Starting in the early 60s, we meet young Rickey Hill (newcomer Jesse Berry), whose strict pastor father James (Dennis Quaid) refuses to let him play baseball, especially with his condition. Even if the boy miraculously walks normal, and even if the coach sees that he has become a perfect swinger, it becomes very difficult to convince his father to let him play. Unless….. unless he can share his devotion to both God and baseball.
Years later in his teens in the 1970s, Rickey (Colin Ford) becomes a high school baseball star. His father hasn’t seen him play. Not once.
But the worst part is that playing has damaged his condition further, and maybe an expensive operation can fix it. But at this very moment, his doctor says it would be a miracle if he could walk again. This does not bode well for Rickey, considering that he wants to enter the major leagues.
We also see his childhood Gracie, who always joked about his cheating, given his condition, called him her boyfriend, and had to deal with her drunken redneck father. In their teens, she returns to his life to fill an empty hole in her life, and to help give Rickey hope.

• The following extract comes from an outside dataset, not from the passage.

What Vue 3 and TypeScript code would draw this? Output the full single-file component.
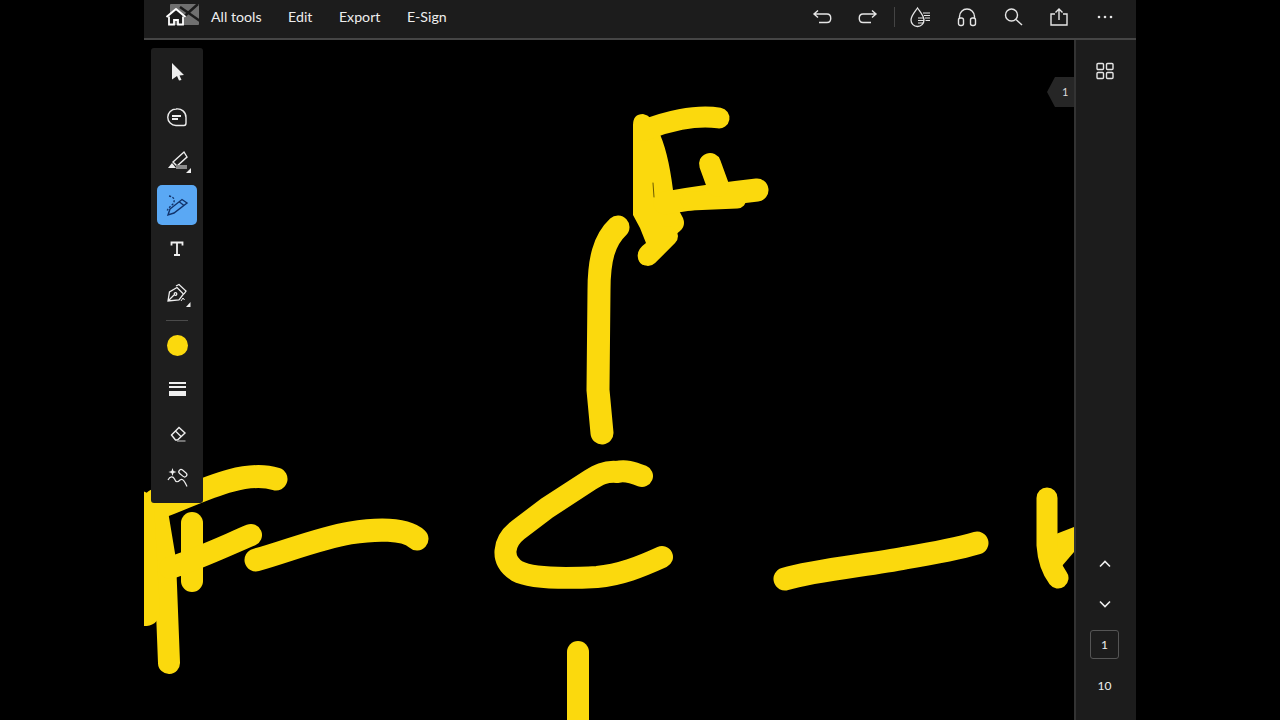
<script setup lang="ts">
const menu: string[] = ['All tools', 'Edit', 'Export', 'E-Sign']

// ink strokes, page coordinates (viewBox of the canvas starts at 144,40)
const strokes: { d: string; w: number }[] = [
  { d: 'M645 130 C 665 122 695 114 719 118', w: 21 },
  { d: 'M665 203 C 695 198 730 193 757 190', w: 23 },
  { d: 'M690 201 L 737 199', w: 19 },
  { d: 'M710 164 L 718 186', w: 22 },
  { d: 'M648 256 L 668 236', w: 20 },
  { d: 'M618 227 C 604 240 599 260 599 290 L 598 390 L 602 433', w: 23 },
  { d: 'M642 476 C 632 472 625 470 617 472 C 605 471 598 475 590 480 L 547 508 L 518 530 C 503 542 500 560 517 571 C 530 578 560 579 597 577 C 620 575 640 567 662 557', w: 22 },
  { d: 'M785 579 C 815 570 870 565 905 558 C 935 553 960 548 977 543', w: 23 },
  { d: 'M1047 498 L 1047 545 C 1048 560 1052 570 1058 578', w: 21 },
  { d: 'M578 652 L 578 730', w: 22 },
  { d: 'M160 507 C 190 497 240 468 276 479', w: 23 },
  { d: 'M155 500 L 165 560 L 169 663', w: 22 },
  { d: 'M140 505 L 146 612', w: 28 },
  { d: 'M192 523 L 192 581', w: 22 },
  { d: 'M251 535 C 225 546 200 558 170 568', w: 22 },
  { d: 'M256 560 C 285 552 320 538 350 533 C 375 529 405 528 417 539', w: 23 },
]
const fills: string[] = [
  'M633 125 Q 633 114 643 114 Q 652 115 658 130 Q 668 150 673 190 L 676 205 L 683 218 Q 686 226 680 231 L 668 241 Q 660 255 650 264 Q 640 268 638 258 Q 636 250 646 243 L 640 228 L 633 215 Z',
  'M1056 534 L 1074 527 V 552 L 1062 566 L 1050 566 Z',
]
</script>

<template>
  <div class="page">
    <div class="reader">
      <header class="topbar">
        <div class="brand">
          <svg class="logo" width="36" height="28" viewBox="164 3 36 28">
            <rect x="170" y="4" width="29" height="21" rx="1" fill="#707070" />
            <path d="M198 4 L 178 22 M180 7 L 200 21" stroke="#1c1c1c" stroke-width="2.5" fill="none" />
            <path d="M166.5 17 L 176 9 L 185.5 17" fill="#1c1c1c" stroke="#fff" stroke-width="2" stroke-linejoin="round" />
            <path d="M169 16.5 V24.5 H174 V20 H178 V24.5 H183 V16.5" fill="#1c1c1c" stroke="#fff" stroke-width="1.8" />
          </svg>
          <nav class="menu">
            <span v-for="item in menu" :key="item">{{ item }}</span>
          </nav>
        </div>
        <div class="actions">
          <svg width="20" height="20" viewBox="0 0 20 20" fill="none" stroke="#e5e5e5" stroke-width="1.4">
            <path d="M6 3.5 L2 7 L6 10.5 M2 7 H15 C 20 7 20 15.5 15 15.5 H7" />
          </svg>
          <svg width="20" height="20" viewBox="0 0 20 20" fill="none" stroke="#e5e5e5" stroke-width="1.4">
            <path d="M14 3.5 L18 7 L14 10.5 M18 7 H5 C 0 7 0 15.5 5 15.5 H13" />
          </svg>
          <i class="sep"></i>
          <svg width="22" height="22" viewBox="-1 0 22 22" fill="none" stroke="#e5e5e5" stroke-width="1.3">
            <path d="M7.5 2 C 4 7 1 10 1 14 A 6.5 6.5 0 0 0 14 14 C 14 10 11 7 7.5 2 Z" />
            <path d="M8 12 H14 M8 14.5 H14 M8 17 H13 M13 7 H20 M14 9.5 H20 M15 12 H20 M15.5 14.5 H20" stroke-width="1.2" />
          </svg>
          <svg width="20" height="20" viewBox="0 0 20 20" fill="none" stroke="#e5e5e5" stroke-width="1.4">
            <path d="M2.5 12 V9.5 A 7.5 7.5 0 0 1 17.5 9.5 V12" />
            <rect x="1.5" y="11" width="5" height="7.5" rx="2" />
            <rect x="13.5" y="11" width="5" height="7.5" rx="2" />
          </svg>
          <svg width="20" height="20" viewBox="0 0 20 20" fill="none" stroke="#e5e5e5" stroke-width="1.4">
            <circle cx="8.5" cy="8" r="6" />
            <path d="M13 12.5 L19 18" />
          </svg>
          <svg width="20" height="20" viewBox="0 0 20 20" fill="none" stroke="#e5e5e5" stroke-width="1.4">
            <path d="M6 7 H2 V18 H18 V7 H14 M10 13 V2 M6.5 5.5 L10 2 L13.5 5.5" />
          </svg>
          <svg width="20" height="20" viewBox="0 0 20 20" fill="#e5e5e5">
            <circle cx="4" cy="10" r="1.3" />
            <circle cx="10" cy="10" r="1.3" />
            <circle cx="16" cy="10" r="1.3" />
          </svg>
        </div>
      </header>

      <div class="body">
        <main class="canvas">
          <svg class="ink" width="930" height="680" viewBox="144 40 930 680" fill="none" stroke="#fbd90d" stroke-linecap="round" stroke-linejoin="round">
            <path v-for="(d, i) in fills" :key="'f' + i" :d="d" fill="#fbd90d" stroke="none" />
            <path v-for="(s, i) in strokes" :key="i" :d="s.d" :stroke-width="s.w" />
            <path d="M653 183 L 654 197" stroke="#6b5a00" stroke-width="1" />
          </svg>

          <aside class="tools">
            <button class="tool">
              <svg width="28" height="28" viewBox="163 59 28 28" fill="#eee">
                <path d="M172 63 L184 75 L179.5 75.5 L181.5 80 L179 80.5 L177 76 L172 79.5 Z" />
              </svg>
            </button>
            <button class="tool">
              <svg width="28" height="28" viewBox="163 103 28 28" fill="none" stroke="#eee" stroke-width="1.4">
                <path d="M176 109 A 8.25 8.25 0 1 0 176 125.5 H184 Q 186 125.5 186 123 V117.5 A 8.5 8.5 0 0 0 176 109 Z" />
                <path d="M172 116 H181 M172 119 H178" stroke-width="1.8" />
              </svg>
            </button>
            <button class="tool">
              <svg width="28" height="28" viewBox="163 147 28 28" fill="none" stroke="#eee" stroke-width="1.4">
                <path d="M184 152 L187 157 L177 166 L173 162 Z" />
                <path d="M168 168 L172 163 L176 168 Z" fill="#eee" stroke="none" />
                <rect x="176" y="165" width="11" height="4" fill="#8a8a8a" stroke="none" />
                <path d="M191 168 V173 H186 Z" fill="#eee" stroke="none" />
              </svg>
            </button>
            <button class="tool active">
              <svg width="28" height="28" viewBox="163 191 28 28" fill="none" stroke="#12336b" stroke-width="1.4">
                <path d="M169 196 C 175 197 175 201 173 204 C 170 207 167 209 167 212" stroke-dasharray="2 1.6" />
                <path d="M170 209 L182 199.5 L187 203 L174 213 L168 215 Z M179.5 202 L184 205.5" />
              </svg>
            </button>
            <button class="tool">
              <svg width="28" height="28" viewBox="163 235 28 28" fill="none" stroke="#eee" stroke-width="1.8">
                <path d="M171.5 245.5 V242.5 H182.5 V245.5 M177 242.5 V255 M174 255 H180" />
              </svg>
            </button>
            <button class="tool">
              <svg width="28" height="28" viewBox="163 279 28 28" fill="none" stroke="#eee" stroke-width="1.3">
                <path d="M168 301 L169.5 292 L177 287.5 L183.5 294 L179 300 Z M168 301 L174 295" />
                <path d="M176 286 L179 284.5 L186 291 L184 294" />
                <circle cx="175.5" cy="294" r="1.3" />
                <path d="M181 301 L183 298 L184.5 300" stroke-width="1" />
                <path d="M190.5 302 V307 H186 Z" fill="#eee" stroke="none" />
              </svg>
            </button>
            <i class="rule"></i>
            <button class="tool">
              <span class="swatch"></span>
            </button>
            <button class="tool">
              <span class="lines"><b></b><b></b><b></b></span>
            </button>
            <button class="tool">
              <svg width="28" height="28" viewBox="163 419 28 28" fill="none" stroke="#eee" stroke-width="1.4">
                <path d="M171.5 435 L179 427.5 L185 433 L177.5 440 H175.5 Z M175.5 431 L181.5 437" />
                <path d="M177 441 H185.5" stroke="#9a9a9a" />
              </svg>
            </button>
            <button class="tool">
              <svg width="28" height="28" viewBox="163 463 28 28" fill="none" stroke="#eee" stroke-width="1.2">
                <path d="M172.5 468 L173.5 471 L176.5 472 L173.5 473 L172.5 476 L171.5 473 L168.5 472 L171.5 471 Z" fill="#eee" stroke="none" />
                <rect x="178.5" y="471" width="9" height="4.5" rx="2.2" transform="rotate(40 183 473)" />
                <path d="M168 480 C 170 476 173 476 174.5 479 C 176 483 178 482 180 480 C 183 478 185 482 187 486.5" />
              </svg>
            </button>
          </aside>

          <div class="page-tab">1</div>
        </main>

        <aside class="side">
          <svg class="thumbs" width="20" height="20" viewBox="0 0 20 20" fill="none" stroke="#e5e5e5" stroke-width="1.4">
            <rect x="2" y="2.5" width="6.5" height="6" rx="1" />
            <rect x="11.5" y="2.5" width="6.5" height="6" rx="1" />
            <rect x="2" y="11.5" width="6.5" height="6" rx="1" />
            <rect x="11.5" y="11.5" width="6.5" height="6" rx="1" />
          </svg>
          <div class="pager">
            <svg width="14" height="14" viewBox="0 0 14 14" fill="none" stroke="#eee" stroke-width="1.6"><path d="M2 9.5 L7 4.5 L12 9.5" /></svg>
            <svg class="down" width="14" height="14" viewBox="0 0 14 14" fill="none" stroke="#eee" stroke-width="1.6"><path d="M2 4.5 L7 9.5 L12 4.5" /></svg>
            <div class="current">1</div>
            <div class="total">10</div>
          </div>
        </aside>
      </div>
    </div>
  </div>
</template>

<style>
html, body {
  background: #000;
}
</style>

<style scoped>
.page {
  width: 1280px;
  height: 720px;
  display: flex;
  justify-content: center;
  background: #000;
  overflow: hidden;
  font-family: "Lato", "Open Sans", sans-serif;
  color: #eee;
}
.reader {
  width: 992px;
  height: 720px;
  display: flex;
  flex-direction: column;
}
.topbar {
  height: 40px;
  box-sizing: border-box;
  flex: none;
  display: flex;
  align-items: center;
  justify-content: space-between;
  background: #1c1c1c;
  border-bottom: 2px solid #454545;
  padding: 0 21px 4px 20px;
}
.brand {
  display: flex;
  align-items: center;
  gap: 11px;
}
.menu {
  display: flex;
  gap: 26.5px;
  font-size: 14.2px;
  line-height: 18px;
  margin-top: -1px;
}
.actions {
  display: flex;
  align-items: center;
  gap: 26px;
}
.sep {
  width: 1px;
  height: 20px;
  margin: 0 -12px 0 -10px;
  background: #444;
}
.body {
  flex: 1;
  display: flex;
  min-height: 0;
}
.canvas {
  position: relative;
  flex: 1;
  background: #000;
  overflow: hidden;
}
.ink {
  position: absolute;
  left: 0;
  top: 0;
}
.tools {
  position: absolute;
  left: 7px;
  top: 8px;
  width: 52px;
  height: 455px;
  box-sizing: border-box;
  padding-top: 5px;
  display: flex;
  flex-direction: column;
  align-items: center;
  gap: 4px;
  background: #1e1e1e;
  border-radius: 3px;
}
.tool {
  width: 40px;
  height: 40px;
  flex: none;
  display: flex;
  align-items: center;
  justify-content: center;
  padding: 0;
  border: 0;
  border-radius: 5px;
  background: transparent;
}
.tool.active {
  background: #5aa8f4;
}
.rule {
  width: 22px;
  height: 1px;
  flex: none;
  margin: 3px 0 0;
  background: #4a4a4a;
}
.swatch {
  width: 21px;
  height: 21px;
  border-radius: 50%;
  background: #fbd90d;
}
.lines {
  display: flex;
  flex-direction: column;
  width: 17px;
}
.lines b {
  display: block;
  height: 1.5px;
  background: #eee;
}
.lines b:nth-child(2) {
  height: 2.5px;
  margin-top: 2px;
}
.lines b:nth-child(3) {
  height: 5px;
  margin-top: 3px;
}
.page-tab {
  position: absolute;
  right: 0;
  top: 37px;
  width: 27px;
  height: 30px;
  box-sizing: border-box;
  padding-left: 15px;
  line-height: 30px;
  font-size: 11px;
  color: #ddd;
  background: #262626;
  clip-path: polygon(8px 0, 100% 0, 100% 100%, 8px 100%, 0 50%);
}
.side {
  width: 62px;
  flex: none;
  box-sizing: border-box;
  border-left: 2px solid #333;
  background: #1c1c1c;
  display: flex;
  flex-direction: column;
  align-items: center;
  justify-content: space-between;
  padding: 21px 3px 27px 0;
}
.pager {
  display: flex;
  flex-direction: column;
  align-items: center;
}
.down {
  margin-top: 26px;
}
.current {
  width: 29px;
  height: 29px;
  box-sizing: border-box;
  margin-top: 19px;
  border: 1px solid #555;
  border-radius: 3px;
  display: flex;
  align-items: center;
  justify-content: center;
  font-size: 12px;
}
.total {
  margin-top: 19px;
  font-size: 12px;
}
</style>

The cast also includes Bonnie Bedelia (NBC’s “Parenthood”) as Rickey outspoken grandmother, who often stands up for her grandson, country singer Randy Houser as Ray Clemons, the man who always believed in the boy, and Scott Glenn as Red Murff, the MLB scout, who discovers him.
The screenplay for “The Hill” was written by Angelo Pizzo (“Rudy,” “Hoosiers”) and the late Scott Marshall Smith (“Men of Honor”). Why would I be praising a faith-based sports drama with some of its formulas? Because I can see when it has its heart in the right place, and wants us to root for this kid to make it through the sport and whatever obstacles his conditions places him in.
The performances I did admire come from Ford, Quaid, and Bedelia, because of how they merge with the pathos. Ford, whom I really enjoyed in “Disconnect,” has magnetism as the teenage Rickey. Quaid meets well with age as the father, who has his qualities and difficulties, when it comes to adjusting to new changes within his family. And Bedelia, who is unrecognizable here, uses her words wisely as the grandma.
I’m disappointed that the Yogi Berra documentary “It Ain’t Over” failed to make a profit at the box office, because it was a smart and emotional experience for me and my baseball fan father when we saw it together. “The Hill” doesn’t exceed that current baseball movie, but it does know when to swing the bat when the pitcher throws the ball. It does make two strikes, but it swings on the third try.